La Corte di Cassazione con la Sentenza n. 15566/10 (confermata anche dalle sentenze n. 14824 e 14825 del 05.07.2011) ha ritenuto che, sotto il profilo sia letterale che sistematico delle disposizioni di legge, essendo la proprietà immobiliare indivisa e nell’esclusivo possesso della persona munita della qualifica di coltivatore diretto, sussiste il requisito oggettivo per il riconoscimento del trattamento I.C.I. più favorevole nei confronti degli altri comproprietari che su detto immobile non esercitano alcuna attività agricola, statuendo che: “In tema di I.C.I., l’art. 2, comma 1, lett. b) del d.lgs. 30 dicembre 1992, n. 504, nel considerare agricolo un terreno, pur suscettibile di utilizzazione edificatoria, a condizione che sia posseduto e condotto dai soggetti indicati nel comma 1 dell'art. 9 (coltivatori diretti od imprenditori agricoli) e che persista l’utilizzazione agro-silvo-pastorale mediante l'esercizio di attività dirette alla coltivazione del fondo, alla silvicoltura, alla funghicoltura ed all'allevamento di animali, si riferisce ad una situazione incompatibile con la possibilità dello sfruttamento edilizio dell'area, avente carattere oggettivo, e pertanto, nel caso di comunione di un fondo edificabile in cui persiste la predetta utilizzazione da parte di uno solo dei comproprietari, trova applicazione non solo al comproprietario coltivatore diretto, ma anche agli altri comunisti che non esercitano sul fondo l'attività agricola”.
Un terreno, anche se suscettibile di utilizzazione edificatoria, deve considerarsi agricolo ai fini dell’I.C.I. in presenza di tre condizioni: “a) possesso del terreno da parte di coltivatori diretti o imprenditori agricoli; b) diretta conduzione dell’immobile da parte di questi soggetti; c) persistenza dell’utilizzazione agro-silvo-pastorale mediante attività dirette alla coltivazione”, la Corte precisa che, la considerazione dell’area come terreno agricolo ha “carattere oggettivo” e, come tale, si estende a ciascuno dei proprietari o contitolari dei diritti reali di godimento.
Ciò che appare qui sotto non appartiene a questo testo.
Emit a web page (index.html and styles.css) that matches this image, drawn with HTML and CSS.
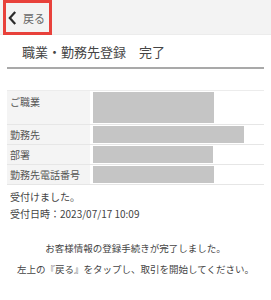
FILE: index.html
```html
<!DOCTYPE html>
<html lang="ja">
<head>
<meta charset="utf-8">
<link rel="stylesheet" href="styles.css">
</head>
<body>
<header class="topbar">
  <a class="back">
    <svg class="chev" width="9" height="14" viewBox="0 0 9 14"><path d="M7.2 1 L1.8 7 L7.2 13" fill="none" stroke="#2b2b2b" stroke-width="2.2"/></svg>
    <span>戻る</span>
  </a>
</header>
<main class="content">
  <h1 class="title">職業・勤務先登録　完了</h1>
  <div class="table">
    <div class="row tall">
      <div class="label">ご職業</div>
      <div class="value"><div class="mask w121"></div></div>
    </div>
    <div class="row">
      <div class="label">勤務先</div>
      <div class="value"><div class="mask w151"></div></div>
    </div>
    <div class="row">
      <div class="label">部署</div>
      <div class="value"><div class="mask w120"></div></div>
    </div>
    <div class="row">
      <div class="label">勤務先電話番号</div>
      <div class="value"><div class="mask w121"></div></div>
    </div>
  </div>
  <p class="receipt">受付けました。<br>受付日時：2023/07/17 10:09</p>
  <p class="msg first">お客様情報の登録手続きが完了しました。</p>
  <p class="msg">左上の『戻る』をタップし、取引を開始してください。</p>
</main>
</body>
</html>
```
FILE: styles.css
```css
* { box-sizing: border-box; }
html, body { margin: 0; padding: 0; background: #fff; }
body {
  font-family: "Noto Sans CJK JP", "Noto Sans", sans-serif;
  color: #333;
  width: 271px;
}
.topbar {
  height: 35px;
  background: #f3f3f3;
  border-bottom: 1px solid #ececec;
  position: relative;
}
.back {
  position: absolute;
  left: 3px;
  top: 0;
  width: 49px;
  height: 35px;
  border: 3px solid #e8413b;
  display: flex;
  align-items: center;
  padding-left: 2px;
  gap: 6px;
  font-size: 11px;
  color: #666;
}
.chev { display: block; }
.content { padding: 0 7px; }
.title {
  margin: 0;
  height: 34px;
  padding: 9px 0 0 15px;
  font-size: 13px;
  font-weight: normal;
  line-height: 16px;
  color: #444;
  border-bottom: 2px solid #a9a9a9;
}
.table {
  margin-top: 21px;
  border-top: 1px solid #ececec;
}
.row {
  display: grid;
  grid-template-columns: 83px 1fr;
  column-gap: 2px;
  height: 20px;
  border-bottom: 1px solid #e6e6e6;
}
.row.tall { height: 34px; }
.label {
  background: #f4f4f4;
  font-size: 10px;
  line-height: 19px;
  padding-left: 3px;
  color: #555;
}
.row.tall .label { padding-top: 1px; }
.value { padding: 1px 0 1px 1px; }
.mask { height: 100%; background: #c5c5c5; }
.w121 { width: 121px; }
.w151 { width: 151px; }
.w120 { width: 120px; }
.receipt {
  margin: 3px 0 0 3px;
  font-size: 10px;
  line-height: 17px;
  color: #444;
}
.msg {
  margin: 0;
  text-align: center;
  font-size: 9.5px;
  line-height: 21px;
  color: #444;
}
.msg.first { margin-top: 16px; }
```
La Cassazione giunge alla citata conclusione in ragione del fatto che “la diversa soluzione, accolta dalla sentenza in esame, in realtà confonde e sovrappone l'applicazione di due norme che, nonostante talune interferenze, disciplinano situazioni diverse: quella di cui all'articolo 2, comma 1, lettera b), che ha riguardo alla qualificazione dell'area ai fini de criterio del calcolo della base imponibile (articolo 5 del decreto citato) ed ha carattere oggettivo, e quella di cui all'articolo 9 dello stesso decreto, che invece introduce agevolazioni, di carattere soggettivo, ai fini del calcolo dell'imposta in concreto applicabile.Evidente del resto la relatività a cui condurrebbe la conclusione criticata, che in caso di comunione, porterebbe a qualificare un medesimo bene nello stesso tempo come edificabile ovvero come agricolo a seconda della qualità soggettiva dei contribuenti,in ragione di quanto appena riportato è proprio dal combinato di cui all’art. 2 comma 1, lett. b) del D. Lgs. 504/92 e dall’art. 9 comma 1 del medesimo decreto che la Corte giunge alle conclusioni predette.